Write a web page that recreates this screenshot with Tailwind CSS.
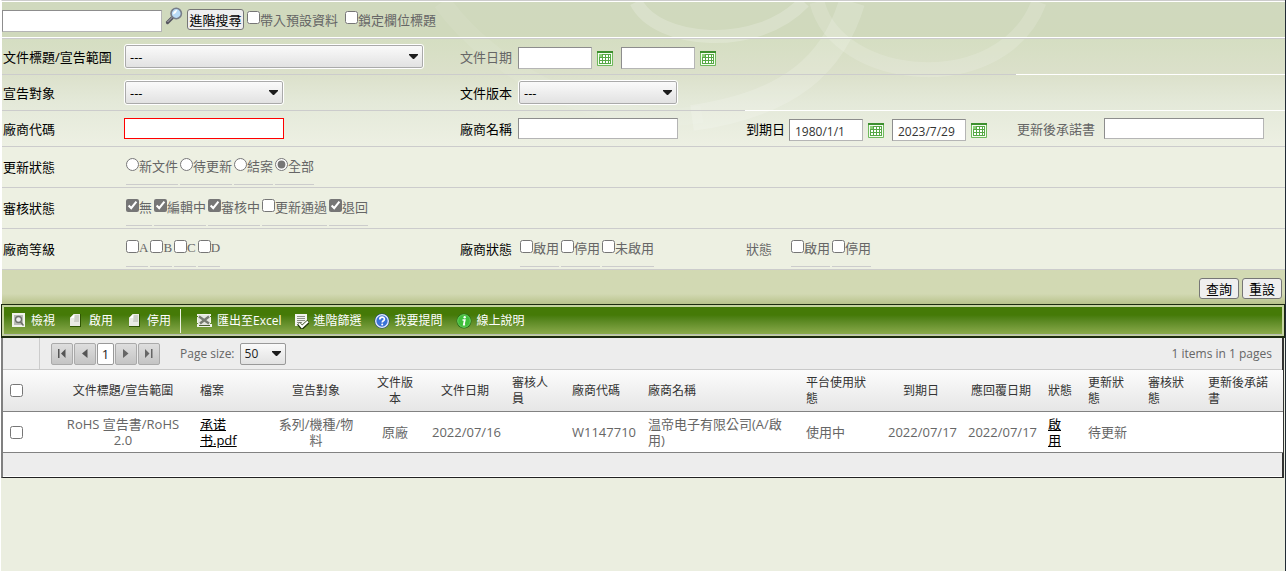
<!DOCTYPE html>
<html lang="zh-Hant">
<head>
<meta charset="utf-8">
<meta name="viewport" content="width=device-width, initial-scale=1">
<title>文件查詢</title>
<script src="https://cdn.jsdelivr.net/npm/@tailwindcss/browser@4"></script>
</head>
<body class="flex min-h-screen flex-col bg-white pl-px font-['Open_Sans','Noto_Sans_CJK_TC',sans-serif] text-[13px] leading-4 text-[#666]">
<svg class="hidden" aria-hidden="true">
  <symbol id="cal" viewBox="0 0 16 15">
    <rect width="16" height="15" rx="1" fill="#6fba5c"/><rect x="1" y="1" width="14" height="13" fill="#f4fbf0"/><rect width="16" height="2" fill="#3c8f2e"/>
    <rect x="2" y="3" width="12" height="10" fill="#56a845"/>
    <path d="M6 4h2v2H6zM9 4h2v2H9zM12 4h1v2h-1zM3 7h2v2H3zM6 7h2v2H6zM9 7h2v2H9zM12 7h1v2h-1zM3 10h2v2H3zM6 10h2v2H6zM9 10h2v2H9zM12 10h1v2h-1z" fill="#fff"/>
    <path d="M2 3h3v3H2z" fill="#8ccf78"/>
  </symbol>
  <symbol id="arrow" viewBox="0 0 9 5"><path d="M0 0h9v1L5 5H4L0 1z" fill="#1c1c1c"/></symbol>
  <symbol id="page" viewBox="0 0 12 13">
    <path d="M4 0h7v13H0V4z" fill="#2f5504"/><path d="M4 0h6v12H0V4z" fill="#e9ebe5"/><path d="M0 4l4-4v4z" fill="#fff"/><path d="M5 1h4v7H4z" fill="#cdd0c8"/>
  </symbol>
</svg>
<div class="flex grow flex-col border-r border-[#222b35] bg-[#ebeee0]">

  <form class="relative border-t border-[#ccc] border-l border-l-white bg-[#edf0e2]">
    <svg class="pointer-events-none absolute top-px left-0 h-36 w-full" viewBox="0 0 1283 144" preserveAspectRatio="none" aria-hidden="true">
      <defs><linearGradient id="wash" x1="0" y1="0" x2="0" y2="1">
        <stop offset="0" stop-color="#d0d9be"/><stop offset=".24" stop-color="#d0d9bc"/><stop offset=".26" stop-color="#d5dec2"/><stop offset=".49" stop-color="#dbe0ca"/><stop offset=".7" stop-color="#e4e9d9"/><stop offset="1" stop-color="#edf0e3"/>
      </linearGradient></defs>
      <rect width="1283" height="144" fill="url(#wash)"/>
      <g fill="none" stroke="#fff">
        <path d="M634 0C655 42 755 50 802 0" stroke-width="13" opacity=".2"/>
        <path d="M850 0C832 60 790 102 690 116" stroke-width="26" opacity=".16"/>
        <path d="M815 0C835 82 1000 98 1037 0" stroke-width="15" opacity=".15"/>
        <path d="M440 0C490 70 600 130 700 112" stroke-width="18" opacity=".07"/>
      </g>
    </svg>

    <div class="relative flex h-[37px] items-center border-y border-white text-[13px]">
      <input type="text" aria-label="搜尋" class="mt-0.5 h-[22px] w-40 border border-t-[#8d8d8d] border-l-[#8d8d8d] border-r-[#b5b5b5] border-b-[#b5b5b5] bg-white px-1">
      <button type="button" aria-label="搜尋" class="ml-[3px] mb-2 size-[18px]">
        <svg viewBox="0 0 18 18" class="size-[18px]"><path d="M2.500 15.500l5-5" stroke="#55555f" stroke-width="3.200" stroke-linecap="round"/><path d="M2.500 15l5-5" stroke="#b7b7bd"/><circle cx="11.200" cy="6.500" r="5.200" fill="#b9dbf7" stroke="#777d89" stroke-width="1.600"/><path d="M8 7.500c0-3 2-4.500 4.500-4.500-1 1-1 3.500-4.500 4.500z" fill="#fff"/></svg>
      </button>
      <button type="button" class="ml-1 h-[21px] w-[57px] rounded-[3px] border border-[#767676] bg-[#efefef] text-[13px] whitespace-nowrap text-black">進階搜尋</button>
      <label class="ml-[3px] flex items-center"><input type="checkbox" class="mb-1 size-[13px]">帶入預設資料</label>
      <label class="ml-[7px] flex items-center"><input type="checkbox" class="mb-1 size-[13px]">鎖定欄位標題</label>
    </div>

    <div class="relative flex h-[37px] items-stretch border-t border-t-[#ccc]">
      <div class="flex w-[1014px] items-center border-b border-[#ccc] pl-px">
        <label for="scope" class="w-[121px] text-black">文件標題/宣告範圍</label>
        <div class="relative w-[336px] pl-px">
          <select id="scope" class="block h-[23px] w-[298px] appearance-none rounded-[2px] border border-[#aaa] bg-linear-to-b from-[#fafafa] to-[#e2e2e2] px-1 text-[13px] text-black outline outline-white"><option>---</option></select>
          <svg class="pointer-events-none absolute top-[9px] left-[285px] h-[5px] w-[9px]"><use href="#arrow"/></svg>
        </div>
        <label for="docfrom" class="w-[58px]">文件日期</label>
        <input id="docfrom" type="text" class="mt-0.5 h-[22px] w-[74px] border border-t-[#8d8d8d] border-l-[#8d8d8d] border-r-[#b5b5b5] border-b-[#b5b5b5] bg-white px-[5px]">
        <button type="button" aria-label="選擇日期" class="mt-[3px] ml-[5px] h-[15px] w-4"><svg class="h-[15px] w-4"><use href="#cal"/></svg></button>
        <input aria-label="文件日期迄" type="text" class="mt-0.5 ml-2 h-[22px] w-[74px] border border-t-[#8d8d8d] border-l-[#8d8d8d] border-r-[#b5b5b5] border-b-[#b5b5b5] bg-white px-[5px]">
        <button type="button" aria-label="選擇日期" class="mt-[3px] ml-[5px] h-[15px] w-4"><svg class="h-[15px] w-4"><use href="#cal"/></svg></button>
      </div>
      <div class="grow border-b border-white"></div>
    </div>

    <div class="relative flex h-9 items-stretch">
      <div class="flex w-[743px] items-center border-b border-[#ccc] pl-px">
        <label for="target" class="w-[121px] text-black">宣告對象</label>
        <div class="relative w-[336px] pl-px">
          <select id="target" class="block h-[23px] w-[158px] appearance-none rounded-[2px] border border-[#aaa] bg-linear-to-b from-[#fafafa] to-[#e2e2e2] px-1 text-[13px] text-black outline outline-white"><option>---</option></select>
          <svg class="pointer-events-none absolute top-[9px] left-[145px] h-[5px] w-[9px]"><use href="#arrow"/></svg>
        </div>
        <label for="version" class="w-[58px] text-black">文件版本</label>
        <div class="relative pl-px">
          <select id="version" class="block h-[23px] w-[158px] appearance-none rounded-[2px] border border-[#aaa] bg-linear-to-b from-[#fafafa] to-[#e2e2e2] px-1 text-[13px] text-black outline outline-white"><option>---</option></select>
          <svg class="pointer-events-none absolute top-[9px] left-[145px] h-[5px] w-[9px]"><use href="#arrow"/></svg>
        </div>
      </div>
      <div class="grow border-b border-white"></div>
    </div>

    <div class="relative flex h-9 items-center border-b border-[#ccc] pl-px">
      <label for="vcode" class="w-[121px] text-black">廠商代碼</label>
      <div class="w-[336px]"><input id="vcode" type="text" class="block h-[21px] w-40 border border-[#f00] bg-white px-1"></div>
      <label for="vname" class="w-[58px] text-black">廠商名稱</label>
      <div class="w-[228px]"><input id="vname" type="text" class="block h-[21px] w-40 border border-t-[#8d8d8d] border-l-[#8d8d8d] border-r-[#b5b5b5] border-b-[#b5b5b5] bg-white px-1"></div>
      <label for="duefrom" class="w-[43px] text-black">到期日</label>
      <div class="flex w-[228px] items-center pt-[3px]">
        <input id="duefrom" type="text" value="1980/1/1" class="h-[22px] w-[74px] border border-t-[#8d8d8d] border-l-[#8d8d8d] border-r-[#b5b5b5] border-b-[#b5b5b5] bg-white px-[5px] pt-0.5 text-xs text-[#333]">
        <button type="button" aria-label="選擇日期" class="ml-[5px] h-[15px] w-4"><svg class="h-[15px] w-4"><use href="#cal"/></svg></button>
        <input aria-label="到期日迄" type="text" value="2023/7/29" class="ml-2 h-[22px] w-[74px] border border-t-[#8d8d8d] border-l-[#8d8d8d] border-r-[#b5b5b5] border-b-[#b5b5b5] bg-white px-[5px] pt-0.5 text-xs text-[#333]">
        <button type="button" aria-label="選擇日期" class="ml-[5px] h-[15px] w-4"><svg class="h-[15px] w-4"><use href="#cal"/></svg></button>
      </div>
      <label for="promise" class="w-[87px]">更新後承諾書</label>
      <input id="promise" type="text" class="h-[21px] w-40 border border-t-[#8d8d8d] border-l-[#8d8d8d] border-r-[#b5b5b5] border-b-[#b5b5b5] bg-white px-1">
    </div>

    <fieldset class="relative flex h-[41px] border-b border-[#ccc] pl-px" aria-label="更新狀態">
      <span class="w-[123px] self-center text-black">更新狀態</span>
      <div class="flex h-[38px] gap-0.5">
        <label class="flex items-center border-b border-[#ccc]"><input type="radio" name="upd" class="mb-[3px] size-[13px] accent-[#767676]">新文件</label>
        <label class="flex items-center border-b border-[#ccc]"><input type="radio" name="upd" class="mb-[3px] size-[13px] accent-[#767676]">待更新</label>
        <label class="flex items-center border-b border-[#ccc]"><input type="radio" name="upd" class="mb-[3px] size-[13px] accent-[#767676]">結案</label>
        <label class="flex items-center border-b border-[#ccc]"><input type="radio" name="upd" checked class="mb-[3px] size-[13px] accent-[#767676]">全部</label>
      </div>
    </fieldset>

    <fieldset class="relative flex h-[41px] border-b border-[#ccc] pl-px" aria-label="審核狀態">
      <span class="w-[123px] self-center text-black">審核狀態</span>
      <div class="flex h-[38px] gap-0.5">
        <label class="flex items-center border-b border-[#ccc]"><input type="checkbox" checked class="mb-[3px] size-[13px] accent-[#767676]">無</label>
        <label class="flex items-center border-b border-[#ccc]"><input type="checkbox" checked class="mb-[3px] size-[13px] accent-[#767676]">編輯中</label>
        <label class="flex items-center border-b border-[#ccc]"><input type="checkbox" checked class="mb-[3px] size-[13px] accent-[#767676]">審核中</label>
        <label class="flex items-center border-b border-[#ccc]"><input type="checkbox" class="mb-[3px] size-[13px]">更新通過</label>
        <label class="flex items-center border-b border-[#ccc]"><input type="checkbox" checked class="mb-[3px] size-[13px] accent-[#767676]">退回</label>
      </div>
    </fieldset>

    <fieldset class="relative flex h-[41px] border-b border-[#ccc] pl-px" aria-label="廠商等級與狀態">
      <span class="w-[123px] self-center text-black">廠商等級</span>
      <div class="flex h-[38px] w-[334px] gap-0.5 font-['Liberation_Serif',serif]">
        <label class="flex items-center border-b border-[#ccc]"><input type="checkbox" class="mb-[3px] size-[13px]">A</label>
        <label class="flex items-center border-b border-[#ccc]"><input type="checkbox" class="mb-[3px] size-[13px]">B</label>
        <label class="flex items-center border-b border-[#ccc]"><input type="checkbox" class="mb-[3px] size-[13px]">C</label>
        <label class="flex items-center border-b border-[#ccc]"><input type="checkbox" class="mb-[3px] size-[13px]">D</label>
      </div>
      <span class="w-[60px] self-center text-black">廠商狀態</span>
      <div class="flex h-[38px] w-[226px] gap-0.5">
        <label class="flex items-center border-b border-[#ccc]"><input type="checkbox" class="mb-[3px] size-[13px]">啟用</label>
        <label class="flex items-center border-b border-[#ccc]"><input type="checkbox" class="mb-[3px] size-[13px]">停用</label>
        <label class="flex items-center border-b border-[#ccc]"><input type="checkbox" class="mb-[3px] size-[13px]">未啟用</label>
      </div>
      <span class="w-[45px] self-center">狀態</span>
      <div class="flex h-[38px] gap-0.5">
        <label class="flex items-center border-b border-[#ccc]"><input type="checkbox" class="mb-[3px] size-[13px]">啟用</label>
        <label class="flex items-center border-b border-[#ccc]"><input type="checkbox" class="mb-[3px] size-[13px]">停用</label>
      </div>
    </fieldset>

    <div class="relative flex h-[34px] items-center justify-end gap-[3px] bg-linear-to-b from-[#d2d9b3] from-70% to-[#b9c38c] pr-[3px] pb-px pt-1">
      <button type="submit" class="h-[21px] w-10 rounded-[3px] border border-[#767676] bg-[#efefef] text-[13px] text-black">查詢</button>
      <button type="reset" class="h-[21px] w-10 rounded-[3px] border border-[#767676] bg-[#efefef] text-[13px] text-black">重設</button>
    </div>
  </form>

  <div class="border border-b-2 border-[#1c2a10] bg-[#c5d4a0] p-0.5 pb-px">
    <nav class="flex h-[27px] items-center bg-linear-to-b from-[#457a07] from-30% to-[#8aaa4a] pt-px pl-2 text-xs whitespace-nowrap text-white" aria-label="工具列">
      <button type="button" class="flex items-center gap-[6px]"><svg class="mb-0.5 h-[14px] w-[13px]" viewBox="0 0 13 14"><path d="M0 0h13v14H0z" fill="#f1f3ec"/><path d="M2 2h9v10H2z" fill="#babdb5"/><circle cx="6.500" cy="6.500" r="3" fill="#eee" stroke="#6c706a" stroke-width="1.300"/><path d="M8.500 9l3 3.500" stroke="#6b6e68" stroke-width="1.500"/></svg>檢視</button>
      <button type="button" class="ml-[15px] flex items-center gap-[7px]"><svg class="mb-0.5 h-[13px] w-3"><use href="#page"/></svg>啟用</button>
      <button type="button" class="ml-4 flex items-center gap-[6px]"><svg class="mb-0.5 h-[13px] w-3"><use href="#page"/></svg>停用</button>
      <span class="ml-[9px] h-6 w-px bg-[#eef2e4]"></span>
      <button type="button" class="ml-4 flex items-center gap-[5px]"><svg class="mb-0.5 h-[13px] w-[15px]" viewBox="0 0 15 13"><path d="M0 0h14v2H0zM0 10h15v3H0zM0 3h2v6H0zM12 3h2v6h-2z" fill="#f1f3ec"/><path d="M1 1h12v10H1z" fill="#e4e6df"/><path d="M2 2.500l10 7M12 2.500l-9 7" stroke="#787c72" stroke-width="2.300"/><path d="M2 11.500h11" stroke="#4b5e32"/></svg>匯出至Excel</button>
      <button type="button" class="ml-[13px] flex items-center gap-[5px]"><svg class="h-[15px] w-[14px]" viewBox="0 0 14 15"><path d="M0 0h12v12H0z" fill="#f2f3ee"/><path d="M2 2.500h8M2 4.500h8M2 6.500h8M2 8.500h5" stroke="#8d9186"/><path d="M3.500 9.500l3.500 4 6.500-6" fill="none" stroke="#1e3504" stroke-width="4"/><path d="M4 9.500l3 3.500 6-5.500" fill="none" stroke="#fff" stroke-width="2.200"/></svg>進階篩選</button>
      <button type="button" class="ml-3 flex items-center gap-[5px]"><svg class="size-4" viewBox="0 0 16 16"><circle cx="8" cy="8" r="7.500" fill="#173c84"/><circle cx="8" cy="8" r="6.300" fill="#3a73d8" stroke="#e7eefb" stroke-width="1.300"/><path d="M5.800 6.500c0-3 4.600-3 4.600-.3 0 1.600-2.200 1.500-2.200 3.300" fill="none" stroke="#fff" stroke-width="1.700"/><circle cx="8.200" cy="11.600" r="1" fill="#fff"/></svg>我要提問</button>
      <button type="button" class="ml-[13px] flex items-center gap-[5px]"><svg class="size-4" viewBox="0 0 16 16"><circle cx="8" cy="8" r="7.500" fill="#256c1c"/><circle cx="8" cy="8" r="6.300" fill="#3fbf3b" stroke="#6fd35f"/><circle cx="8.700" cy="4.300" r="1.200" fill="#fff"/><path d="M6.500 7h2.300l-1 4.600h1.300" fill="none" stroke="#fff" stroke-width="1.700"/></svg>線上說明</button>
    </nav>
    <div class="h-px bg-[#b8bdb0]"></div>
  </div>

  <section class="mr-px border-x-2 border-b border-l-[#808080] border-r-[#333] border-b-[#222] bg-[#ededed]">
    <div class="flex h-8 items-stretch border-b border-[#c9c9c9]">
      <div class="w-[37px] border-r border-[#ccc]"></div>
      <div class="ml-[11px] flex items-center gap-px">
        <button type="button" aria-label="第一頁" class="flex h-[22px] w-[22px] items-center justify-center rounded-[2px] border border-[#aaa] bg-linear-to-b from-[#dedede] to-[#c4c4c4]"><svg width="8" height="9" viewBox="0 0 8 9"><path d="M0 0h1.500v9H0zM7.500 0v9L3 4.500z" fill="#555"/></svg></button>
        <button type="button" aria-label="上一頁" class="flex h-[22px] w-[22px] items-center justify-center rounded-[2px] border border-[#aaa] bg-linear-to-b from-[#dedede] to-[#c4c4c4]"><svg width="6" height="9" viewBox="0 0 6 9"><path d="M5.500 0v9L0 4.500z" fill="#555"/></svg></button>
        <a href="#" class="flex h-[22px] w-[17px] items-center justify-center rounded-[2px] border border-[#999] bg-white text-[#222]">1</a>
        <button type="button" aria-label="下一頁" class="flex h-[22px] w-[22px] items-center justify-center rounded-[2px] border border-[#aaa] bg-linear-to-b from-[#dedede] to-[#c4c4c4]"><svg width="6" height="9" viewBox="0 0 6 9"><path d="M0 0v9l5.500-4.500z" fill="#666"/></svg></button>
        <button type="button" aria-label="最後頁" class="flex h-[22px] w-[22px] items-center justify-center rounded-[2px] border border-[#aaa] bg-linear-to-b from-[#dedede] to-[#c4c4c4]"><svg width="8" height="9" viewBox="0 0 8 9"><path d="M0 0v9l4.500-4.500zM6 0h1.500v9H6z" fill="#666"/></svg></button>
      </div>
      <label for="psize" class="ml-5 self-center text-xs">Page size:</label>
      <div class="relative ml-[5px] self-center">
        <select id="psize" class="block h-[22px] w-[46px] appearance-none rounded-[2px] border border-[#999] bg-linear-to-b from-[#fafafa] to-[#e2e2e2] px-1 text-xs text-[#222]"><option>50</option></select>
        <svg class="pointer-events-none absolute top-2 left-8 h-[5px] w-[9px]"><use href="#arrow"/></svg>
      </div>
      <div class="ml-auto self-center pr-[10px] text-xs">1 items in 1 pages</div>
    </div>
    <table class="w-full table-fixed border-separate border-spacing-0 bg-white text-left">
      <colgroup><col class="w-[50px]"><col class="w-[140px]"><col class="w-[74px]"><col class="w-[98px]"><col class="w-[60px]"><col class="w-[80px]"><col class="w-[60px]"><col class="w-[76px]"><col class="w-[158px]"><col class="w-[82px]"><col class="w-[80px]"><col class="w-[80px]"><col class="w-[40px]"><col class="w-[60px]"><col class="w-[60px]"><col class="w-[82px]"></colgroup>
      <thead>
        <tr class="h-[42px] text-xs leading-4 text-[#333] *:border-b *:border-[#828282] *:bg-linear-to-b *:from-[#fcfcfc] *:to-[#e6e6e6] *:px-[7px] *:font-normal">
          <th><input type="checkbox" aria-label="全選" class="block size-[13px]"></th>
          <th class="text-center">文件標題/宣告範圍</th><th>檔案</th><th class="text-center">宣告對象</th><th class="text-center">文件版本</th><th class="text-center">文件日期</th><th>審核人員</th><th>廠商代碼</th><th>廠商名稱</th><th>平台使用狀態</th><th class="text-center">到期日</th><th class="text-center">應回覆日期</th><th>狀態</th><th>更新狀態</th><th>審核狀態</th><th>更新後承諾書</th>
        </tr>
      </thead>
      <tbody>
        <tr class="h-[41px] *:border-b *:border-[#828282] *:pl-[7px]">
          <td><input type="checkbox" aria-label="選取" class="block size-[13px]"></td>
          <td class="pr-[7px] text-center">RoHS 宣告書/RoHS<br>2.0</td>
          <td><a href="#" class="text-black underline">承诺<br>书.pdf</a></td>
          <td class="pr-[7px] text-center">系列/機種/物<br>料</td>
          <td class="pr-[7px] text-center">原廠</td>
          <td class="pr-[7px] text-center">2022/07/16</td>
          <td></td>
          <td>W1147710</td>
          <td>温帝电子有限公司(A/啟<br>用)</td>
          <td>使用中</td>
          <td class="pr-[7px] text-center">2022/07/17</td>
          <td class="pr-[7px] text-center">2022/07/17</td>
          <td><a href="#" class="text-black underline">啟<br>用</a></td>
          <td>待更新</td>
          <td></td>
          <td></td>
        </tr>
      </tbody>
    </table>
    <div class="h-6 border-b border-white"></div>
  </section>
</div>
</body>
</html>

### [Stated task]
Return nothing but the lines running from the start of the data to the line with "grow flex-col border-r", please, both ends included and no pictures.

### [Worked solution]
Write a web page that recreates this screenshot with Tailwind CSS.
<!DOCTYPE html>
<html lang="zh-Hant">
<head>
<meta charset="utf-8">
<meta name="viewport" content="width=device-width, initial-scale=1">
<title>文件查詢</title>
<script src="https://cdn.jsdelivr.net/npm/@tailwindcss/browser@4"></script>
</head>
<body class="flex min-h-screen flex-col bg-white pl-px font-['Open_Sans','Noto_Sans_CJK_TC',sans-serif] text-[13px] leading-4 text-[#666]">
<svg class="hidden" aria-hidden="true">
  <symbol id="cal" viewBox="0 0 16 15">
    <rect width="16" height="15" rx="1" fill="#6fba5c"/><rect x="1" y="1" width="14" height="13" fill="#f4fbf0"/><rect width="16" height="2" fill="#3c8f2e"/>
    <rect x="2" y="3" width="12" height="10" fill="#56a845"/>
    <path d="M6 4h2v2H6zM9 4h2v2H9zM12 4h1v2h-1zM3 7h2v2H3zM6 7h2v2H6zM9 7h2v2H9zM12 7h1v2h-1zM3 10h2v2H3zM6 10h2v2H6zM9 10h2v2H9zM12 10h1v2h-1z" fill="#fff"/>
    <path d="M2 3h3v3H2z" fill="#8ccf78"/>
  </symbol>
  <symbol id="arrow" viewBox="0 0 9 5"><path d="M0 0h9v1L5 5H4L0 1z" fill="#1c1c1c"/></symbol>
  <symbol id="page" viewBox="0 0 12 13">
    <path d="M4 0h7v13H0V4z" fill="#2f5504"/><path d="M4 0h6v12H0V4z" fill="#e9ebe5"/><path d="M0 4l4-4v4z" fill="#fff"/><path d="M5 1h4v7H4z" fill="#cdd0c8"/>
  </symbol>
</svg>
<div class="flex grow flex-col border-r border-[#222b35] bg-[#ebeee0]">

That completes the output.